▶ [WHAT IS BEING ASKED]: Determine how many lines hold "index" and give only that number.

▶ [INFORMATION SHOWN]:
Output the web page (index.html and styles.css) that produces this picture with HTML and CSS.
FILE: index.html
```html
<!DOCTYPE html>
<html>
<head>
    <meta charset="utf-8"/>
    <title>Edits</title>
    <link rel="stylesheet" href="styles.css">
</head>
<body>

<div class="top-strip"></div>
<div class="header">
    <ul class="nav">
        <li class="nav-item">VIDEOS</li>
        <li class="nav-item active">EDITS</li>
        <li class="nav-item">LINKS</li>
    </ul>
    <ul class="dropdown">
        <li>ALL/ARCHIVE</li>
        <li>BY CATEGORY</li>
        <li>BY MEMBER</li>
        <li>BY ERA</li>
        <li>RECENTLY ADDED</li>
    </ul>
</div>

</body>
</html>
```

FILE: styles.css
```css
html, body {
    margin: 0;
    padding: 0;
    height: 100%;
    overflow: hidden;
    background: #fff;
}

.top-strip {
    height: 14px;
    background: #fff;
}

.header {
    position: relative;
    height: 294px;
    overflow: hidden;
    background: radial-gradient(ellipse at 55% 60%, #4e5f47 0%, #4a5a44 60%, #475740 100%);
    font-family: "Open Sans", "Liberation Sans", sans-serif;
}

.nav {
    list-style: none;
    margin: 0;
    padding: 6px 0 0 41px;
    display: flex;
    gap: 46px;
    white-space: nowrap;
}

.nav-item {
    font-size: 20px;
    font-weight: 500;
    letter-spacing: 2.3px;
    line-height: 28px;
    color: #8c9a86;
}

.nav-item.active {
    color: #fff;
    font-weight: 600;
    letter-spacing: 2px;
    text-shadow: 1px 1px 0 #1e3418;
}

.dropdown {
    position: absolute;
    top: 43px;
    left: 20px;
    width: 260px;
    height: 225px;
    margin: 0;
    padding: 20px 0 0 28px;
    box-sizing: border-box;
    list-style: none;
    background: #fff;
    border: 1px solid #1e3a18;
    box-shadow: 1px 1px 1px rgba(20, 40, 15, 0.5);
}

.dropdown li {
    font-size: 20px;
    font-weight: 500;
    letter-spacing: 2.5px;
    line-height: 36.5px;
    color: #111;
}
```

▶ [EXERCISE RESPONSE]: 2